--- Begin ---

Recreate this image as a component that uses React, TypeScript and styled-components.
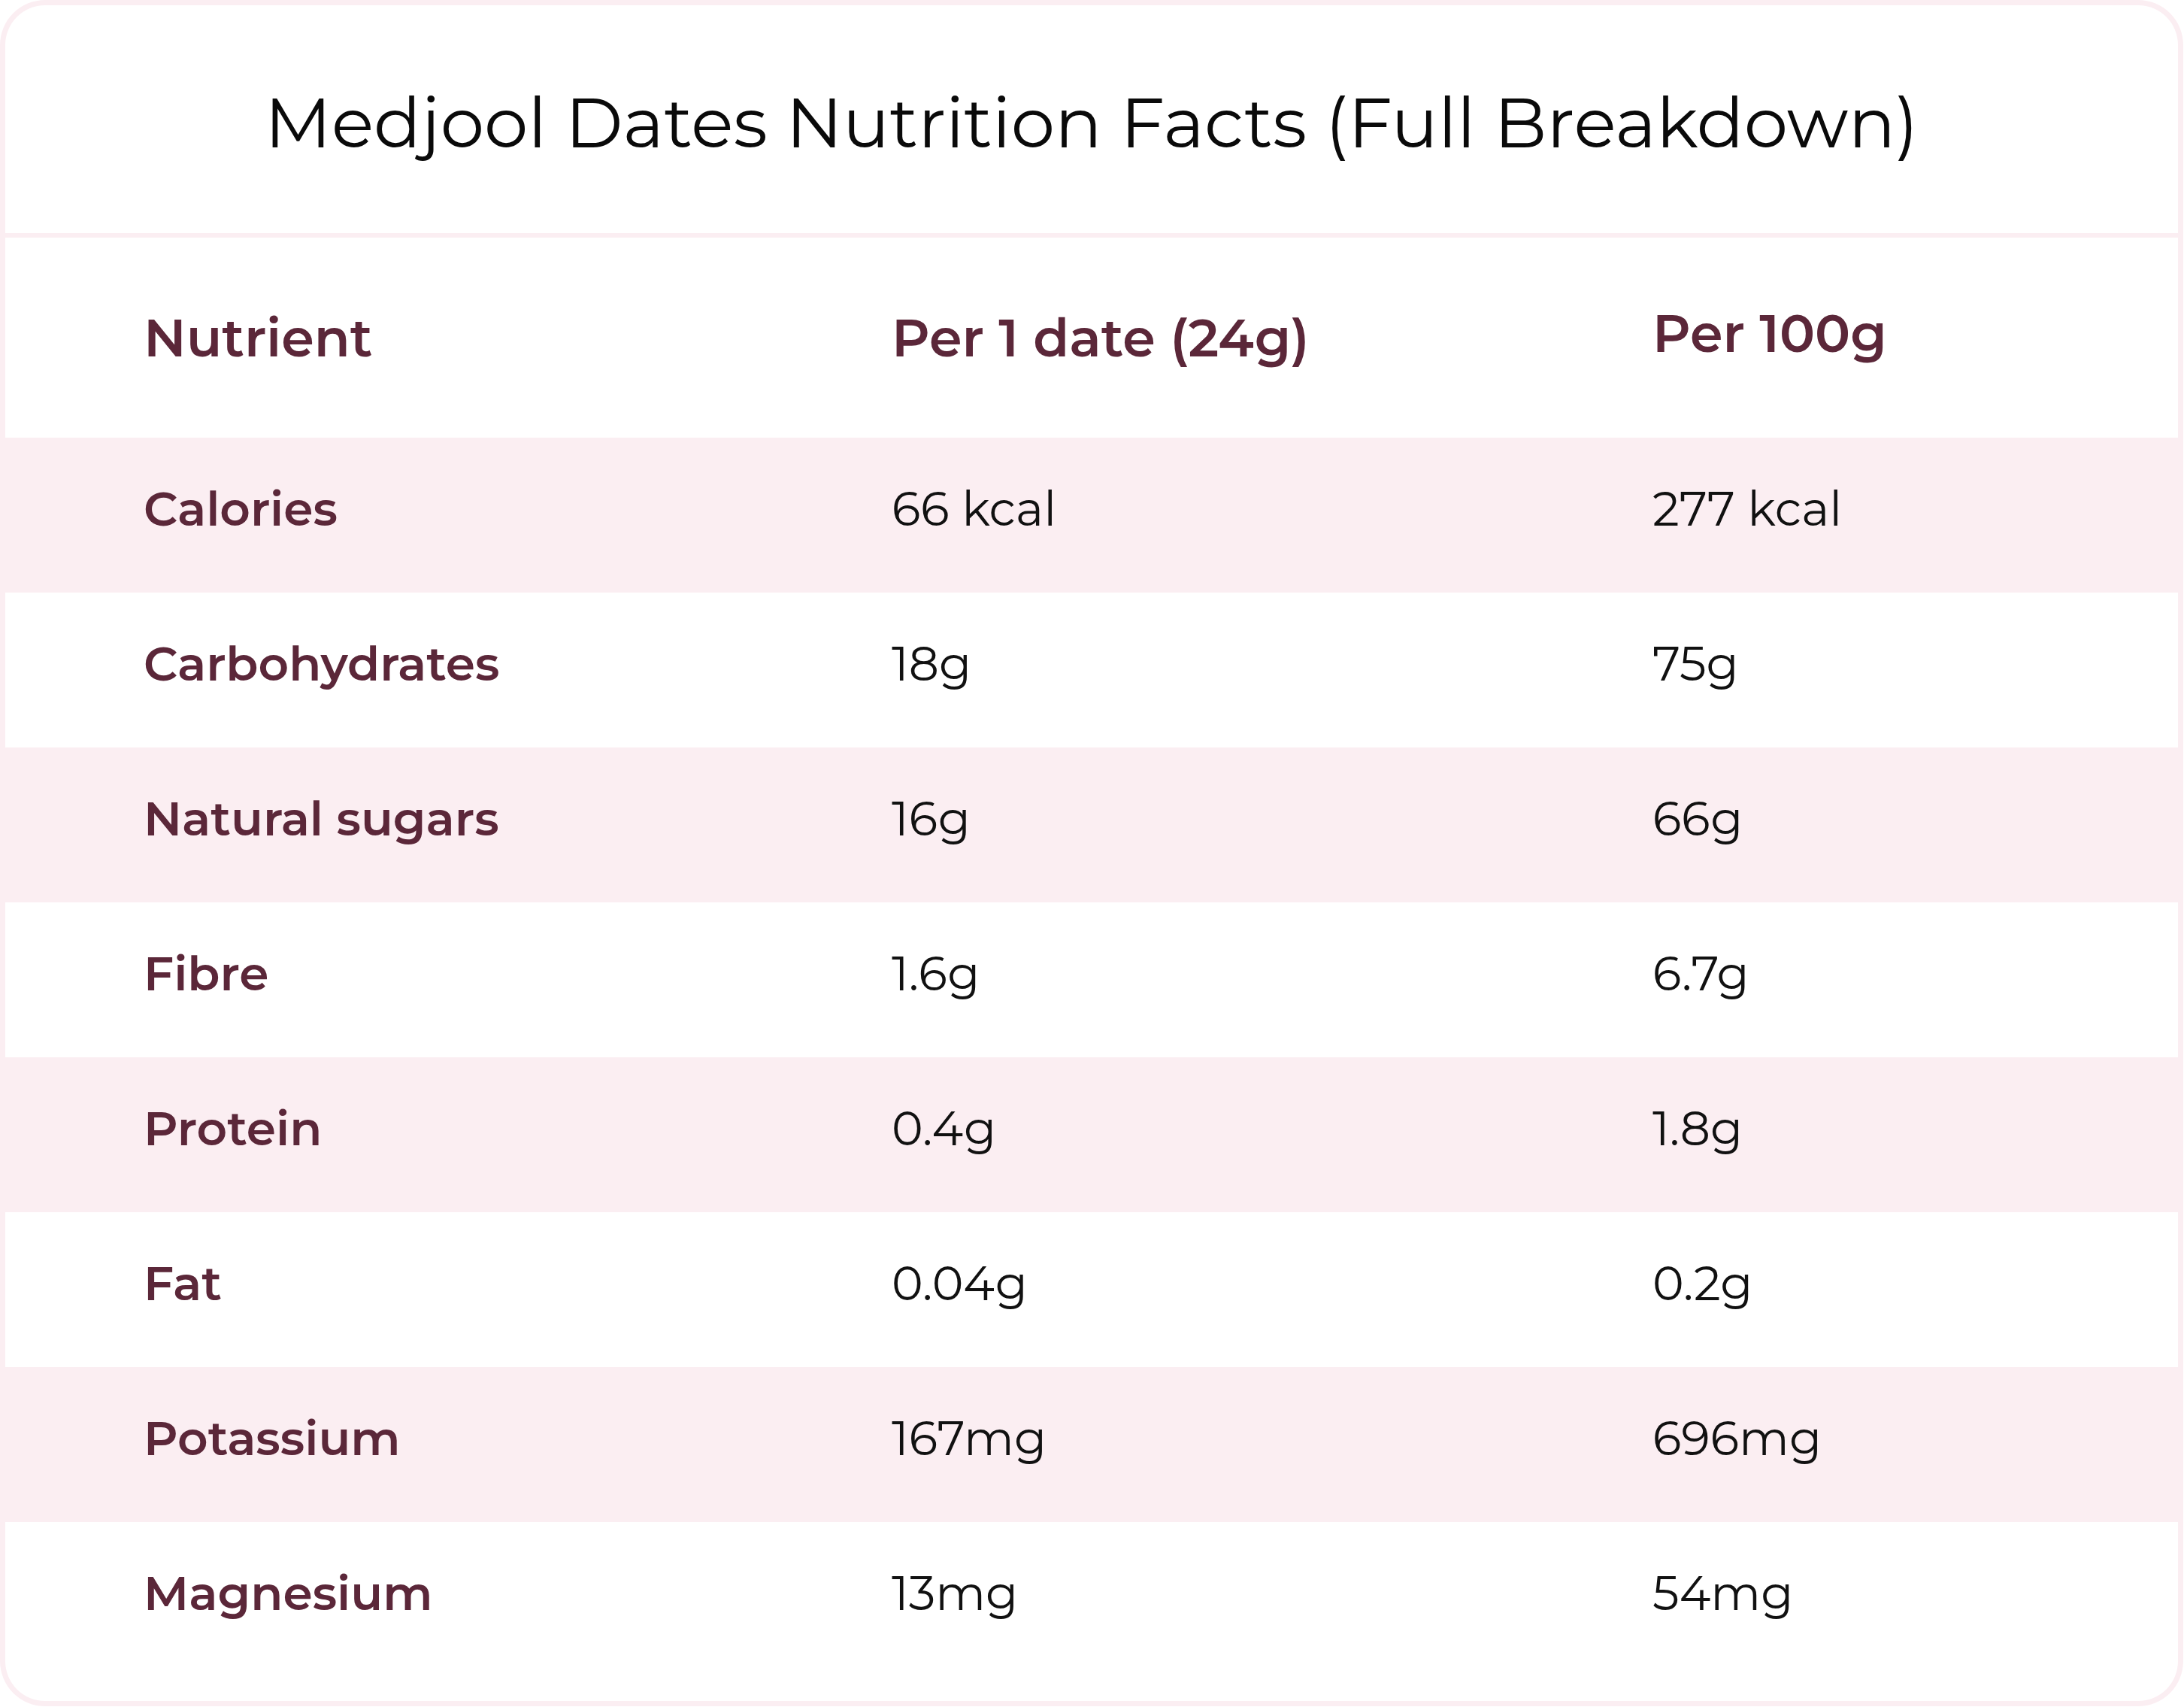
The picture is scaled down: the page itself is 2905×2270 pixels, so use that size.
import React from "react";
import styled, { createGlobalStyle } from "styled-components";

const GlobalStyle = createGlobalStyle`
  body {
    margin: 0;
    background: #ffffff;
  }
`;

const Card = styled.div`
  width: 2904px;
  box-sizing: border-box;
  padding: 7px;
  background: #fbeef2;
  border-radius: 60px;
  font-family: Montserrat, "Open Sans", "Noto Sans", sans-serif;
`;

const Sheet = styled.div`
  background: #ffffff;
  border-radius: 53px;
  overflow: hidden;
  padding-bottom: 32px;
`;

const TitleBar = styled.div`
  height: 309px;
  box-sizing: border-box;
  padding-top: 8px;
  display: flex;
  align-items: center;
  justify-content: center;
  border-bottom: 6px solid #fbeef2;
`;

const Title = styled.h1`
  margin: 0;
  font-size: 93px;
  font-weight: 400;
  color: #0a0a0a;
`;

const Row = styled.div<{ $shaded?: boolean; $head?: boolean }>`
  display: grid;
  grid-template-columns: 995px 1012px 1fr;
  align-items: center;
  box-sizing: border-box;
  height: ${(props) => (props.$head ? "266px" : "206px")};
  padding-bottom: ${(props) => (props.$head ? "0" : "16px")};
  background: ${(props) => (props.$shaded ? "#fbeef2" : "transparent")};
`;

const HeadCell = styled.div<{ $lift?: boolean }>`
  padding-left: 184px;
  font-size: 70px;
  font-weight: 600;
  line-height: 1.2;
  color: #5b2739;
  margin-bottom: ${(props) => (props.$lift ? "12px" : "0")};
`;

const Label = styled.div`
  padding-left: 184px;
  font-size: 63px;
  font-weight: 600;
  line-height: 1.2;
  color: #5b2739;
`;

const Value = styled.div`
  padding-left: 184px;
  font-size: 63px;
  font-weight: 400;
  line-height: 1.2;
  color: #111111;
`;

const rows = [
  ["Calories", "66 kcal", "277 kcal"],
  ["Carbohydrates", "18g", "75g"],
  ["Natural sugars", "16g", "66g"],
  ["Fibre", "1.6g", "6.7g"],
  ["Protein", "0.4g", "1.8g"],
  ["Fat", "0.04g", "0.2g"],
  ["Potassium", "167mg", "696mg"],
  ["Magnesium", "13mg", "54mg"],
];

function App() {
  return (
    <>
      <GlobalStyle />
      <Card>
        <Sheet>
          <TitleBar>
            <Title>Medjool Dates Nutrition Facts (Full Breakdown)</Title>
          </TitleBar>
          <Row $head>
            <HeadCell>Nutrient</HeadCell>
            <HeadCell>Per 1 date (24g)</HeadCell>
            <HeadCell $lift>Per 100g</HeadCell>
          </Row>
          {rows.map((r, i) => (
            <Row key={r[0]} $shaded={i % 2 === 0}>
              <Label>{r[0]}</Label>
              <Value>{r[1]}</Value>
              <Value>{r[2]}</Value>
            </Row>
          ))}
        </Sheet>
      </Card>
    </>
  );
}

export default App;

--- End ---

Leave out the pictures and retype every line above exactly.

_FINISHED EXERCISE_
Recreate this image as a component that uses React, TypeScript and styled-components.
The picture is scaled down: the page itself is 2905×2270 pixels, so use that size.
import React from "react";
import styled, { createGlobalStyle } from "styled-components";

const GlobalStyle = createGlobalStyle`
  body {
    margin: 0;
    background: #ffffff;
  }
`;

const Card = styled.div`
  width: 2904px;
  box-sizing: border-box;
  padding: 7px;
  background: #fbeef2;
  border-radius: 60px;
  font-family: Montserrat, "Open Sans", "Noto Sans", sans-serif;
`;

const Sheet = styled.div`
  background: #ffffff;
  border-radius: 53px;
  overflow: hidden;
  padding-bottom: 32px;
`;

const TitleBar = styled.div`
  height: 309px;
  box-sizing: border-box;
  padding-top: 8px;
  display: flex;
  align-items: center;
  justify-content: center;
  border-bottom: 6px solid #fbeef2;
`;

const Title = styled.h1`
  margin: 0;
  font-size: 93px;
  font-weight: 400;
  color: #0a0a0a;
`;

const Row = styled.div<{ $shaded?: boolean; $head?: boolean }>`
  display: grid;
  grid-template-columns: 995px 1012px 1fr;
  align-items: center;
  box-sizing: border-box;
  height: ${(props) => (props.$head ? "266px" : "206px")};
  padding-bottom: ${(props) => (props.$head ? "0" : "16px")};
  background: ${(props) => (props.$shaded ? "#fbeef2" : "transparent")};
`;

const HeadCell = styled.div<{ $lift?: boolean }>`
  padding-left: 184px;
  font-size: 70px;
  font-weight: 600;
  line-height: 1.2;
  color: #5b2739;
  margin-bottom: ${(props) => (props.$lift ? "12px" : "0")};
`;

const Label = styled.div`
  padding-left: 184px;
  font-size: 63px;
  font-weight: 600;
  line-height: 1.2;
  color: #5b2739;
`;

const Value = styled.div`
  padding-left: 184px;
  font-size: 63px;
  font-weight: 400;
  line-height: 1.2;
  color: #111111;
`;

const rows = [
  ["Calories", "66 kcal", "277 kcal"],
  ["Carbohydrates", "18g", "75g"],
  ["Natural sugars", "16g", "66g"],
  ["Fibre", "1.6g", "6.7g"],
  ["Protein", "0.4g", "1.8g"],
  ["Fat", "0.04g", "0.2g"],
  ["Potassium", "167mg", "696mg"],
  ["Magnesium", "13mg", "54mg"],
];

function App() {
  return (
    <>
      <GlobalStyle />
      <Card>
        <Sheet>
          <TitleBar>
            <Title>Medjool Dates Nutrition Facts (Full Breakdown)</Title>
          </TitleBar>
          <Row $head>
            <HeadCell>Nutrient</HeadCell>
            <HeadCell>Per 1 date (24g)</HeadCell>
            <HeadCell $lift>Per 100g</HeadCell>
          </Row>
          {rows.map((r, i) => (
            <Row key={r[0]} $shaded={i % 2 === 0}>
              <Label>{r[0]}</Label>
              <Value>{r[1]}</Value>
              <Value>{r[2]}</Value>
            </Row>
          ))}
        </Sheet>
      </Card>
    </>
  );
}

export default App;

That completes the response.